Sales of a substantial number of shares
of the Company’s common stock by the Company’s stockholders in the public market could cause the Company’s stock price
to fall.
Sales of a substantial number
of shares of the Company’s common stock in the public market or the perception that these sales might occur could significantly
reduce the market price of the Company’s common stock and impair the Company’s ability to raise adequate capital through
the sale of additional equity securities.
Samsara must incur significant increased
costs as a result of operating as a public company, and its management will be required to devote substantial time to new compliance
initiatives compared to that which they devoted as the management of a private company.
As a public company, Samsara
must incur significant legal, accounting and other expenses. Samsara is subject to the reporting requirements of the Exchange Act, which
will require, among other things, that Samsara file with the U.S. Securities and Exchange Commission, or SEC, annual, quarterly and current
reports with respect to its business and financial condition. In addition, the Sarbanes-Oxley Act of 2002 (“Sarbanes-Oxley”),
as well as rules subsequently adopted by the SEC to implement provisions of Sarbanes-Oxley, impose significant requirements on public
companies, including requiring establishment and maintenance of effective disclosure and financial controls and changes in corporate
governance practices. Further, pursuant to the Dodd-Frank Wall Street Reform and Consumer Protection Act of 2010, the SEC has adopted
additional rules and regulations in these areas, such as mandatory “say on pay” voting requirements that now apply to Samsara.
Stockholder activism, the current political environment and the current high level of government intervention and regulatory reform may
lead to substantial new regulations and disclosure obligations, which may lead to additional compliance costs and impact the manner in
which Samsara operates its business in ways Samsara cannot currently anticipate.
Samsara expects the rules
and regulations applicable to public companies to substantially increase Samsara’s legal and financial compliance costs compared
to those of the Target prior to the Merger, and to make some activities more time consuming and costly. If these requirements divert
the attention of Samsara’s management and personnel from other business concerns, they could have a material adverse effect on
Samsara’s business, financial condition and results of operations. The increased costs may increase Samsara’s net loss, and
may require Samsara to reduce costs in other areas of its business or increase the prices of its products or services. For example, Samsara
expects these rules and regulations to make it more difficult and more expensive for Samsara to obtain director and officer liability
insurance, and Samsara may be required to incur substantial costs to maintain the same or similar coverage. Samsara cannot predict or
estimate the amount or timing of additional costs Samsara may incur to respond to these requirements. The impact of these requirements
could also make it more difficult for Samsara to attract and retain qualified persons to serve on its board of directors, its board committees
or as executive officers.
If securities or industry analysts do not
publish research or reports or publish unfavorable research or reports about the Company’s business, the Company’s stock
price and trading volume could decline.
The trading market for the
Company’s common stock will depend in part on the research and reports that securities or industry analysts publish about the Company,
its business, its market or its competitors. Samsara does not currently have and may never obtain research coverage by securities and
industry analysts. If no securities or industry analysts commence coverage of the Company, the trading price for the Company’s
stock would be negatively impacted. In the event the Company obtains securities or industry analyst coverage, if one or more of the analysts
who covers the Company downgrades its stock, the Company’s stock price would likely decline. If one or more of these analysts ceases
to cover the Company or fails to regularly publish reports on the Company, interest in the Company’s stock could decrease, which
could cause the Company’s stock price or trading volume to decline.
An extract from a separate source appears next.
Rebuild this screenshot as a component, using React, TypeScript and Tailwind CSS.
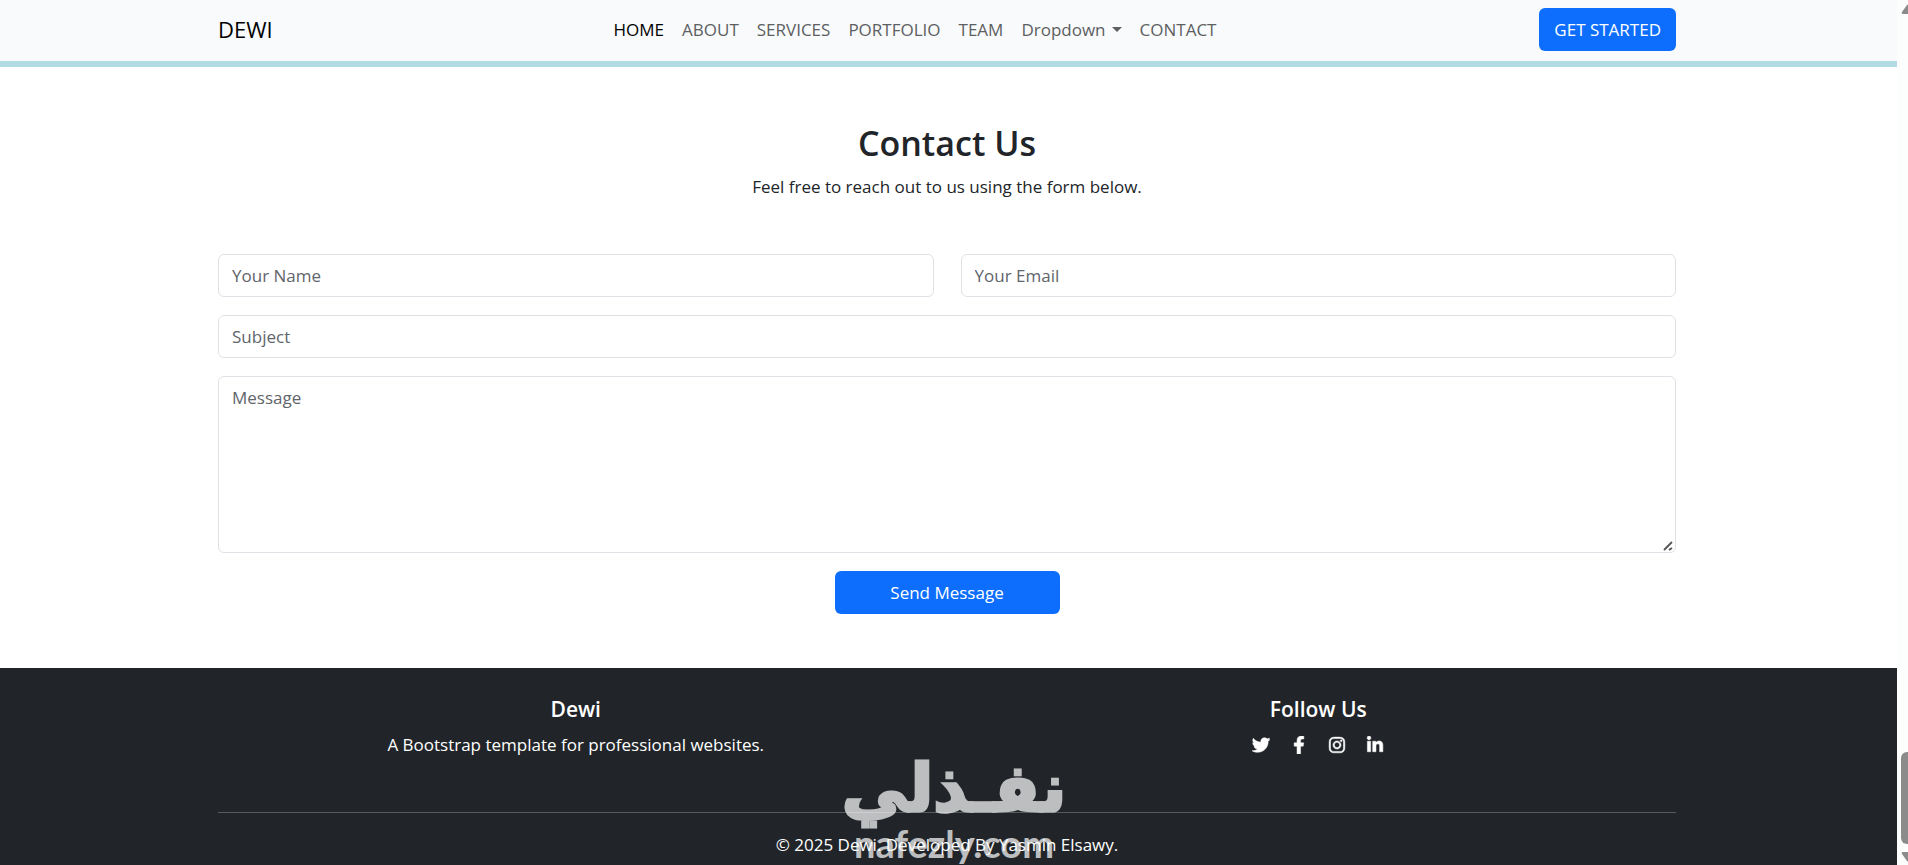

If the Company fails to maintain proper
and effective internal control over financial reporting, the Company’s ability to produce accurate and timely financial statements
could be impaired, investors may lose confidence in the Company’s financial reporting and the trading price of the Company’s
common stock may decline.
Pursuant to Section 404 of
Sarbanes-Oxley, the Company’s management is required to report upon the effectiveness of the Company’s internal control over
financial reporting. Additionally, if the Company reaches an accelerated filer threshold, the Company’s independent registered
public accounting firm will be required to attest to the effectiveness of the Company’s internal control over financial reporting.
The rules governing the standards that must be met for management to assess the Company’s internal control over financial reporting
are complex and require significant documentation, testing and possible remediation. To comply with the requirements of being a reporting
company under the Exchange Act, the Company will need to upgrade its information technology systems; implement additional financial and
management controls, reporting systems and procedures; and hire additional accounting and finance staff. If the Company or, if required,
its auditors are unable to conclude that the Company’s internal control over financial reporting is effective, investors may lose
confidence in the Company’s financial reporting and the trading price of the Company’s common stock may decline.
The Company cannot assure
its investors that there will not be material weaknesses or significant deficiencies in the Company’s internal control over financial
reporting in the future. Any failure to maintain internal control over financial reporting could severely inhibit the Company’s
ability to accurately report its financial condition, results of operations or cash flows. If the Company is unable to conclude that
its internal control over financial reporting is effective, or if the Company’s independent registered public accounting firm determines
the Company has a material weakness or significant deficiency in the Company’s internal control over financial reporting once that
firm begin its Section 404 reviews, investors may lose confidence in the accuracy and completeness of the Company’s financial reports,
the market price of the Company’s common stock could decline, and the Company could be subject to sanctions or investigations by
the SEC or other regulatory authorities. Failure to remedy any material weakness in the Company’s internal control over financial
reporting, or to implement or maintain other effective control systems required of public companies, could also restrict the Company’s
future access to the capital markets.